Nina Corradini ha fatto parte della Nazionale di ginnastica ritmica, le cosiddette “farfalle” fino al 2021, ma non ha grandi ricordi di quell’esperienza. È lei stessa a raccontare di avere subito in quel periodo una serie di umiliazioni e “pressioni mentali” da parte delle allenatrici della Federginnastica.

La giovane, classe 2003, era entrata nelle Farfalle nel 2019, culminando il suo percorso di crescita con la conquista degli Europei di Budapest. Ogni mattina, però, era costretta a pesarsi su sollecitazione della sua allenatrice, che spesso aveva parole tutt’altro che tenere per lei a causa del suo peso, ritenuto non adatto per gareggiare ad alti livelli.

“Vergognati”, “Mangia di meno”, “Come fai a guardarti allo specchio?”, erano solo alcune delle frasi che lei è stata costretto ad ascoltare. Era praticamente impossibile, a suo dire ingrassare, chi non riusciva a farlo subiva veri e propri abusi: “Mangiavo sempre meno ma ogni mattina salivo sulla bilancia e non andavo bene: per due anni ho continuato a subire offese quotidiane – ha raccontato a Repubblica -. Ogni mattina e io e le mie compagne dovevamo stare in mutande davanti a tutte per pesarci. “Cercavo di mettermi in ultima fila perché non volevo essere presa in giro davanti alla squadra”.

Ogni sacrificio fatto non sembrava però essere mai sufficiente: “Io pesavo sui 55 kg (è alta 1,75 m), ma l’allenatrice aveva sempre da ridire. Avevo imparato che di notte perdevo 3 etti e che un bicchiere d’acqua ne pesava 2″.

Nina Corradini, però, non aveva solo smesso di fare colazione, ma finiva per mangiare di nascosto e comprare lassativi in farmacia temendo il fatidico momento della bilancia: “Mi pesavo anche 15 volte al giorno. Non avevo più forze e mi ammalavo. Avevo poco ferro”.

Pur avendo tre persone che la seguivano nei suoi allenamenti, oltre alla maestra di danza, lei se la prende soprattutto con una: “Era sempre lei a esprimersi con commenti negativi, le altre si limitavano a leggere i dati sul quaderno. Non so se la Federazione sia a conoscenza di questo metodo: magari dei controlli sì, ma del trattamento e delle umiliazioni no”. 

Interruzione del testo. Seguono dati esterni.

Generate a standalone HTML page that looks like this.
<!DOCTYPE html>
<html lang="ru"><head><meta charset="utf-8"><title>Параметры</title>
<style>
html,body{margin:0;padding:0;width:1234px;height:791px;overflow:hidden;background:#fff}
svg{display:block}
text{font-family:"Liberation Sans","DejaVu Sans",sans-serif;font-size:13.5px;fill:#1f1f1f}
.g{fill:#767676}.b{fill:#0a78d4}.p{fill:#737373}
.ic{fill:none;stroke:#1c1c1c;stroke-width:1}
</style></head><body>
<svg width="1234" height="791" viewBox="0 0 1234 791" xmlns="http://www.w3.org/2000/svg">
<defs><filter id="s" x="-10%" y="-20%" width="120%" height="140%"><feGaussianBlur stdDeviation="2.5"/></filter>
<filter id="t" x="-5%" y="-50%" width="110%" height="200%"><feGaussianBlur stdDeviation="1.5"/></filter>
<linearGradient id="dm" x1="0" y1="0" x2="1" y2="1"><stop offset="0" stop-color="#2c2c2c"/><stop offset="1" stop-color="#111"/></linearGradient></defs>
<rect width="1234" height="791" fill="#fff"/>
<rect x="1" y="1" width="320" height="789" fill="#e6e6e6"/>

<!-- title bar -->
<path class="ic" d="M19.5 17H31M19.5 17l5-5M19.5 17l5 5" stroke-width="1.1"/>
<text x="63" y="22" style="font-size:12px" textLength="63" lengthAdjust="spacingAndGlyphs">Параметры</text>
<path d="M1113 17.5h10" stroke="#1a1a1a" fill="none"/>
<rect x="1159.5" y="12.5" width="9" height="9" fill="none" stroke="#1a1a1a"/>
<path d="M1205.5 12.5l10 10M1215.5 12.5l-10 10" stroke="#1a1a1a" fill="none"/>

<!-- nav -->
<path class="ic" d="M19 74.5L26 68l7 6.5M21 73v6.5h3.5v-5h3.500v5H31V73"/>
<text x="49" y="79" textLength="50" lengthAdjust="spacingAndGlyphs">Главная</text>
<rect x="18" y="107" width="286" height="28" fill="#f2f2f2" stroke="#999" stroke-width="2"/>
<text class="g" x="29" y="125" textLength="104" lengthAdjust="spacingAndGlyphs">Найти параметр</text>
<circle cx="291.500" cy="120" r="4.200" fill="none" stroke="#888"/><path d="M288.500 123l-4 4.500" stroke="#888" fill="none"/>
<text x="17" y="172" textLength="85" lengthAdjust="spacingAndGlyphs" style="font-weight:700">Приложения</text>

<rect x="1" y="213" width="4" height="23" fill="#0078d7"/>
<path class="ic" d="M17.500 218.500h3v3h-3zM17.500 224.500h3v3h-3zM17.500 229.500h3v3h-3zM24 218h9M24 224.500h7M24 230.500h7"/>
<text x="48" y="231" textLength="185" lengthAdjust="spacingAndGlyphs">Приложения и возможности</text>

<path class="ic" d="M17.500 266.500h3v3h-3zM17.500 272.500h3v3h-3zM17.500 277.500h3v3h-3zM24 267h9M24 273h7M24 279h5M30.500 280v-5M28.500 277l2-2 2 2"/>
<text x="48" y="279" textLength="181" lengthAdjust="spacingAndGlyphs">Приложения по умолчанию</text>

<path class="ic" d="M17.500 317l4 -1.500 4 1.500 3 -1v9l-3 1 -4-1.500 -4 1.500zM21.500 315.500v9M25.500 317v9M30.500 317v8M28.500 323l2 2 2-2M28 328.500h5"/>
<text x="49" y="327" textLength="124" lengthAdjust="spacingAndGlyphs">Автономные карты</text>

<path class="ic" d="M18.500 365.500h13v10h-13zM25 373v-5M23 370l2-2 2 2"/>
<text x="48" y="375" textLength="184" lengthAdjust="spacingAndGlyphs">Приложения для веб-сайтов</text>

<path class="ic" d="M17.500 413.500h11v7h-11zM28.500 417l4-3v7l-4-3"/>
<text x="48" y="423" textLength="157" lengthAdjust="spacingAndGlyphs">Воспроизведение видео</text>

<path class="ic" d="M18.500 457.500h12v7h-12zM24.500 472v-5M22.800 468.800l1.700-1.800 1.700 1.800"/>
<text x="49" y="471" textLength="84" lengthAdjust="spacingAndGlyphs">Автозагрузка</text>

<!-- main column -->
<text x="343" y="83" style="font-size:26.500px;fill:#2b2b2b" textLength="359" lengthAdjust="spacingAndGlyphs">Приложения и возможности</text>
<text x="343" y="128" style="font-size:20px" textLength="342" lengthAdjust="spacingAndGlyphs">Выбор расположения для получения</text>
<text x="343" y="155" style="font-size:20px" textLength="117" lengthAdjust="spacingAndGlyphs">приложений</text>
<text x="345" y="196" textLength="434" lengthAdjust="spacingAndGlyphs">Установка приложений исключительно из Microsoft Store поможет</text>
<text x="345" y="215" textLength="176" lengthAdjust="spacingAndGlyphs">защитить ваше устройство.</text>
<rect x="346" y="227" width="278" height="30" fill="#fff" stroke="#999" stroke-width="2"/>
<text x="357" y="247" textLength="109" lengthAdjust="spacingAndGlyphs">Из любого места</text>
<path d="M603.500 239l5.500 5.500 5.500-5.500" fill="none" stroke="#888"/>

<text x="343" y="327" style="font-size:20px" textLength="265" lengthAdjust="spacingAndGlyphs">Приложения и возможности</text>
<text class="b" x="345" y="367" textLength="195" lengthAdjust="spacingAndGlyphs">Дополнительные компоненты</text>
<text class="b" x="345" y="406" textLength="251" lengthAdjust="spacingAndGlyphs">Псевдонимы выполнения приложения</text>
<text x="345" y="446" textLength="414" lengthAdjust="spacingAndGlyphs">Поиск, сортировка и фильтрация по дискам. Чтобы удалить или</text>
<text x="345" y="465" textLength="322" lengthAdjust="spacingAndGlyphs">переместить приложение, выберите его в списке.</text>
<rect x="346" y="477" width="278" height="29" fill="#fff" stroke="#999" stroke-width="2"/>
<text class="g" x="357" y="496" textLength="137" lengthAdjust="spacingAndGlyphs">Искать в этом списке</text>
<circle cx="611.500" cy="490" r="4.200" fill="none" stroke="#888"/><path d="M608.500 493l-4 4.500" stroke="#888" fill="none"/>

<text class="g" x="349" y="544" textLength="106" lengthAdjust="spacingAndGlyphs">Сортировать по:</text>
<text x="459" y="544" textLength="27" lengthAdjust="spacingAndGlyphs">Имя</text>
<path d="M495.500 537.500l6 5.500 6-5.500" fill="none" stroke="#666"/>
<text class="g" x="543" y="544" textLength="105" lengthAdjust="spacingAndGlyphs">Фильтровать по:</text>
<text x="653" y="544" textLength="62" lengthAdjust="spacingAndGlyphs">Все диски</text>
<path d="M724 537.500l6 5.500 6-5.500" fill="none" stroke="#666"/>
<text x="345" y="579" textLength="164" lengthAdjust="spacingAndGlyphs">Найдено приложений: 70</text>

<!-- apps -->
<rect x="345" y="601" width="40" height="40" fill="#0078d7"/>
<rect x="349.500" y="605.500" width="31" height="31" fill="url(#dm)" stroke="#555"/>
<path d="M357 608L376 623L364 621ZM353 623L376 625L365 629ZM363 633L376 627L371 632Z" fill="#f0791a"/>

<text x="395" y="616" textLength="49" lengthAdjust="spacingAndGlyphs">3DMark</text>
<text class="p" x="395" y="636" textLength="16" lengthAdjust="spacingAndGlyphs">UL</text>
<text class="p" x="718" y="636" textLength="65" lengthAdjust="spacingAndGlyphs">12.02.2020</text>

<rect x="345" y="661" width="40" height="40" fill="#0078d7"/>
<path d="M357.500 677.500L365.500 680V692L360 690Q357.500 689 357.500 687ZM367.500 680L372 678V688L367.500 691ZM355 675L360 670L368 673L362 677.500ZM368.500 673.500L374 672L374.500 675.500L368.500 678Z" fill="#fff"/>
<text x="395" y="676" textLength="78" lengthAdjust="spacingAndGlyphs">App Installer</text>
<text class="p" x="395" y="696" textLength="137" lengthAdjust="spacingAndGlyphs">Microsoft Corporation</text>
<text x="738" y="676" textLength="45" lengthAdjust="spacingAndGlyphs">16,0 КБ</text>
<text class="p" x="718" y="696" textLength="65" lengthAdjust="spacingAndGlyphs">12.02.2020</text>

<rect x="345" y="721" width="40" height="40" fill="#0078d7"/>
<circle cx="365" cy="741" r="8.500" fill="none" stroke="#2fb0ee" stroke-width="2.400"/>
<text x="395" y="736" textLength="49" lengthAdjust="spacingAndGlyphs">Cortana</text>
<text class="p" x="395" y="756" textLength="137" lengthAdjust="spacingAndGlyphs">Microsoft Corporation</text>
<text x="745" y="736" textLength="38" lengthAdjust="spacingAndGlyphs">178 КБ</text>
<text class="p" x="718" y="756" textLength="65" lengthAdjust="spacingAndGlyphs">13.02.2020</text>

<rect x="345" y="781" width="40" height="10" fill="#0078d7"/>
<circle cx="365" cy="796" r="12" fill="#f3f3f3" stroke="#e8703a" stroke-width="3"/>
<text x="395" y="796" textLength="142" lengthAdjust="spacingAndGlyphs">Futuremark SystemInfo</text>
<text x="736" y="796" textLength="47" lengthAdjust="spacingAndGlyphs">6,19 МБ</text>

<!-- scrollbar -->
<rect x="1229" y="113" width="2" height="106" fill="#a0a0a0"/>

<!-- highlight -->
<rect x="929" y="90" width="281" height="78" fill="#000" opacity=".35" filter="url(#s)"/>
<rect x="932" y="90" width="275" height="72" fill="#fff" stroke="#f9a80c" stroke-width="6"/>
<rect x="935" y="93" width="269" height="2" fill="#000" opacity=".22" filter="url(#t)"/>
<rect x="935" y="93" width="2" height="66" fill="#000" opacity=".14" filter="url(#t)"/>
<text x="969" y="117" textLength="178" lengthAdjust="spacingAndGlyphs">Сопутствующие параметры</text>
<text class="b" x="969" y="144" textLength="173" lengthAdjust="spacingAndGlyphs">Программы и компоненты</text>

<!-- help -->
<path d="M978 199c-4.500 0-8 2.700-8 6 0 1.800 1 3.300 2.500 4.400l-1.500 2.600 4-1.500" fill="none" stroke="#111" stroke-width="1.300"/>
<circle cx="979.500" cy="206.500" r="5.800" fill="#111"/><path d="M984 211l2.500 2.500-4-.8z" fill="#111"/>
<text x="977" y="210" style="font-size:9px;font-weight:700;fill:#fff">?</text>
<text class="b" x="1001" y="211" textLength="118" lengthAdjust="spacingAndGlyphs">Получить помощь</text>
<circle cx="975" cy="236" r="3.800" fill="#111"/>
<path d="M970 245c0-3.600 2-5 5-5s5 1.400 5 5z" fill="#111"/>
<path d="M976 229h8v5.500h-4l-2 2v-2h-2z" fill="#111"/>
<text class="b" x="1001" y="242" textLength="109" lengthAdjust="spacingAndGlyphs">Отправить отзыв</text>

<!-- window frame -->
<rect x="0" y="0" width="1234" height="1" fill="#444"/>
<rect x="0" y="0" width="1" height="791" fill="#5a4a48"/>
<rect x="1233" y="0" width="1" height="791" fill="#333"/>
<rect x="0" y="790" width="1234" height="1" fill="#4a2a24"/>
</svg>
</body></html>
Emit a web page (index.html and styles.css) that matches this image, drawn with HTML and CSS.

È stata lei stessa a dire basta a questi soprusi, dopo essere stata costretta a lavorare nonostante fosse svenuta pochi minuti prima: “Me lo ricordo il giorno in cui ho trovato la forza di andare via. Avevo passato ogni minuto degli ultimi mesi a desiderare di scappare da lì. Ora voglio proteggere le bambine più piccole: tutti devono sapere la realtà. accio fatica a mangiare in pubblico, ma spero di dare voce a tutte le altre vittime di queste pressioni”.

L’ex atleta ha raccontato quello che stava accadendo alla sua famiglia, che non si era accorta della situazione e da un anno ha iniziato a esser eseguita da una psicoterapeuta: ” Non è stato facile raccontare a loro quanto accaduto e i reali motivi che c’erano dietro la mia decisione di abbandonare la ginnastica ritmica. Gliene ho parlato separatamente: mamma si è messa a piangere in un ristorante, papà invece si è arrabbiato tanto con le allenatrici. Anche perché ero minorenne” – ha concluso.

La Federginnastica, contattata dal quotidiano per avere il suo punto di vista sulla vicenda, ha preferito non commentare.